**Dataset content**
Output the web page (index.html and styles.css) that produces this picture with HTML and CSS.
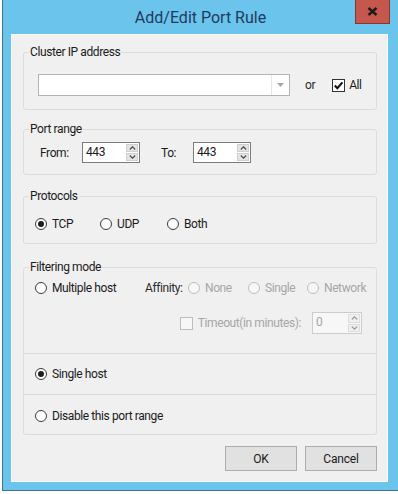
FILE: index.html
```html
<!DOCTYPE html>
<html lang="en">
<head>
<meta charset="utf-8">
<title>Add/Edit Port Rule</title>
<link rel="stylesheet" href="styles.css">
</head>
<body>
<div class="window">
  <div class="titlebar">
    <h1 class="title">Add/Edit Port Rule</h1>
    <button class="close" aria-label="Close">
      <svg width="11" height="9" viewBox="0 0 11 9"><path d="M1.5 1 L9.5 8 M9.5 1 L1.5 8" stroke="#1c1c1c" stroke-width="2.4" fill="none"/></svg>
    </button>
  </div>
  <div class="client">
    <fieldset class="group">
      <legend>Cluster IP address</legend>
      <div class="gbody cluster">
        <div class="combo">
          <span class="combo-btn"><svg width="7" height="4" viewBox="0 0 7 4"><path d="M0 0H7L3.5 4Z" fill="#a9a9a9"/></svg></span>
        </div>
        <span class="or">or</span>
        <label class="check">
          <span class="box"><svg width="11" height="11" viewBox="0 0 11 11"><path d="M1.8 5.6 L4.3 8.2 L9.4 2.4" stroke="#111" stroke-width="2.1" fill="none"/></svg></span>
          All
        </label>
      </div>
    </fieldset>

    <fieldset class="group">
      <legend>Port range</legend>
      <div class="gbody ports">
        <span class="plabel from">From:</span>
        <div class="spin">
          <span class="spin-val">443</span>
          <span class="spin-btns">
            <span class="sbtn"><svg width="7" height="4" viewBox="0 0 7 4"><path d="M0.8 3.5 L3.5 0.8 L6.2 3.5" stroke="#4a4a4a" stroke-width="1.1" fill="none"/></svg></span>
            <span class="sbtn"><svg width="7" height="4" viewBox="0 0 7 4"><path d="M0.8 0.5 L3.5 3.2 L6.2 0.5" stroke="#4a4a4a" stroke-width="1.1" fill="none"/></svg></span>
          </span>
        </div>
        <span class="plabel to">To:</span>
        <div class="spin">
          <span class="spin-val">443</span>
          <span class="spin-btns">
            <span class="sbtn"><svg width="7" height="4" viewBox="0 0 7 4"><path d="M0.8 3.5 L3.5 0.8 L6.2 3.5" stroke="#4a4a4a" stroke-width="1.1" fill="none"/></svg></span>
            <span class="sbtn"><svg width="7" height="4" viewBox="0 0 7 4"><path d="M0.8 0.5 L3.5 3.2 L6.2 0.5" stroke="#4a4a4a" stroke-width="1.1" fill="none"/></svg></span>
          </span>
        </div>
      </div>
    </fieldset>

    <fieldset class="group proto-group">
      <legend>Protocols</legend>
      <div class="gbody protocols">
        <label class="radio on"><span class="dot"></span>TCP</label>
        <label class="radio"><span class="dot"></span>UDP</label>
        <label class="radio"><span class="dot"></span>Both</label>
      </div>
    </fieldset>

    <div class="filter-block">
      <fieldset class="group filter">
        <legend>Filtering mode</legend>
        <div class="gbody filtering">
          <div class="frow">
            <label class="radio"><span class="dot"></span>Multiple host</label>
            <span class="affinity">Affinity:</span>
            <label class="radio dis"><span class="dot"></span>None</label>
            <label class="radio dis"><span class="dot"></span>Single</label>
            <label class="radio dis"><span class="dot"></span>Network</label>
          </div>
          <div class="trow">
            <label class="check dis"><span class="box"></span>Timeout(in minutes):</label>
            <div class="spin small dis">
              <span class="spin-val">0</span>
              <span class="spin-btns">
                <span class="sbtn"><svg width="7" height="4" viewBox="0 0 7 4"><path d="M0.8 3.5 L3.5 0.8 L6.2 3.5" stroke="#9a9a9a" stroke-width="1.1" fill="none"/></svg></span>
                <span class="sbtn"><svg width="7" height="4" viewBox="0 0 7 4"><path d="M0.8 0.5 L3.5 3.2 L6.2 0.5" stroke="#9a9a9a" stroke-width="1.1" fill="none"/></svg></span>
              </span>
            </div>
          </div>
        </div>
      </fieldset>
      <div class="subbox single">
        <label class="radio on"><span class="dot"></span>Single host</label>
      </div>
      <div class="subbox last">
        <label class="radio"><span class="dot"></span>Disable this port range</label>
      </div>
    </div>

    <div class="buttons">
      <button class="btn">OK</button>
      <button class="btn">Cancel</button>
    </div>
  </div>
</div>
</body>
</html>
```

FILE: styles.css
```css
* { box-sizing: border-box; }

body {
  margin: 0;
  background: #ffffff;
  font-family: Roboto, "Liberation Sans", Arial, sans-serif;
  font-size: 12px;
  letter-spacing: -0.4px;
  color: #1b1b1b;
}

.window {
  margin-left: 2px;
  width: 396px;
  height: 491px;
  background: #6bc4ec;
  border-left: 1px solid #3d7594;
  border-bottom: 1px solid #3d7594;
  display: flex;
  flex-direction: column;
}

.titlebar {
  height: 34px;
  display: grid;
  grid-template-columns: 1fr auto 1fr;
  align-items: start;
}

.title {
  grid-column: 2;
  margin: 0;
  font-size: 16px;
  font-weight: normal;
  letter-spacing: 0;
  line-height: 35px;
  color: #1e3b60;
}

.close {
  grid-column: 3;
  justify-self: end;
  margin: 0 8px 0 0;
  width: 35px;
  height: 24px;
  padding: 0;
  background: #c6574d;
  border: 1px solid #7c3a33;
  border-top: none;
  display: grid;
  place-items: center;
}

.client {
  margin: 0 10px 0 8px;
  height: 448px;
  background: #f0f0f0;
  border: 1px solid #fafafa;
  padding: 10px 10px 0 11px;
  display: flex;
  flex-direction: column;
}

.group {
  margin: 0;
  min-width: 0;
  border: 1px solid #dcdcdc;
  border-radius: 3px;
  padding: 0 0 0 5px;
}

.group + .group { margin-top: 12px; }
.group.proto-group { margin-top: 14px; }
.group + .filter-block { margin-top: 16px; }

.group legend {
  padding: 0 1px;
  line-height: 14px;
  font-size: 12px;
}

.gbody { display: flex; align-items: center; }

/* Cluster IP */
.cluster { padding: 15px 0 13px 9px; }

.combo {
  width: 252px;
  height: 22px;
  border: 1px solid #b3b3b3;
  background: #ffffff;
  display: flex;
  justify-content: flex-end;
}

.combo-btn {
  width: 18px;
  border-left: 1px solid #e6e6e6;
  display: grid;
  place-items: center;
}

.or { margin-left: 15px; color: #2a2a2a; }

.check {
  display: inline-flex;
  align-items: center;
  gap: 4px;
}

.cluster .check { margin-left: 17px; }

.box {
  width: 13px;
  height: 13px;
  border: 1px solid #333333;
  background: #ffffff;
  display: grid;
  place-items: center;
}

.check.dis { color: #a6a6a6; gap: 5px; }
.check.dis .box { border-color: #bdbdbd; background: #f7f7f7; }

/* Port range */
.ports { padding: 6px 0 11px 11px; }

.plabel { display: inline-block; }
.from { width: 42px; }
.to { width: 32px; margin-left: 21px; }

.spin {
  width: 58px;
  height: 21px;
  border: 1px solid #7c7c7c;
  background: #ffffff;
  display: flex;
}

.spin-val {
  flex: 1;
  padding-left: 3px;
  line-height: 19px;
}

.spin-btns {
  width: 13px;
  display: flex;
  flex-direction: column;
  padding: 1px 1px 1px 0;
  gap: 1px;
}

.sbtn {
  flex: 1;
  background: #e4e4e4;
  border: 1px solid #cfcfcf;
  display: grid;
  place-items: center;
}

.spin.small { width: 50px; height: 22px; }
.spin.dis { border-color: #cccccc; color: #a6a6a6; background: #f7f7f7; }
.spin.dis .sbtn { background: #f0f0f0; border-color: #dddddd; }

/* Radios */
.radio {
  display: inline-flex;
  align-items: center;
  gap: 5px;
  line-height: 16px;
}

.dot {
  width: 12px;
  height: 12px;
  border-radius: 50%;
  border: 1px solid #3a3a3a;
  background: #ffffff;
  display: grid;
  place-items: center;
}

.radio.on .dot::after {
  content: "";
  width: 6px;
  height: 6px;
  border-radius: 50%;
  background: #1e1e1e;
}

.radio.dis { color: #a6a6a6; }
.radio.dis .dot { border-color: #bdbdbd; background: #f7f7f7; }

.protocols {
  display: grid;
  grid-template-columns: 65px 67px auto;
  padding: 13px 0 11px 6px;
}

/* Filtering */
.filter-block { display: flex; flex-direction: column; }

.filter { border-radius: 3px 3px 0 0; }

.filtering {
  flex-direction: column;
  align-items: stretch;
  gap: 16px;
  padding: 6px 14px 19px 6px;
}

.frow {
  display: grid;
  grid-template-columns: 110px 43px 60px 59px auto;
  align-items: center;
}

.affinity { color: #2a2a2a; }

.trow {
  display: flex;
  justify-content: flex-end;
  align-items: center;
  gap: 11px;
}

.subbox {
  height: 41px;
  border: 1px solid #dcdcdc;
  border-top: none;
  display: flex;
  align-items: center;
  padding-left: 11px;
}

.subbox.last { height: 40px; padding-top: 2px; border-radius: 0 0 3px 3px; }

/* Buttons */
.buttons {
  margin-top: 11px;
  display: flex;
  justify-content: flex-end;
  gap: 8px;
}

.btn {
  width: 72px;
  height: 25px;
  background: #e1e1e1;
  border: 1px solid #adadad;
  font-family: inherit;
  font-size: 12px;
  letter-spacing: -0.2px;
  color: #1b1b1b;
  padding: 0;
}
```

**Given request**
Extract all lines from the material above that include the word "styles".

**Result of this exercise**
Output the web page (index.html and styles.css) that produces this picture with HTML and CSS.
<link rel="stylesheet" href="styles.css">
FILE: styles.css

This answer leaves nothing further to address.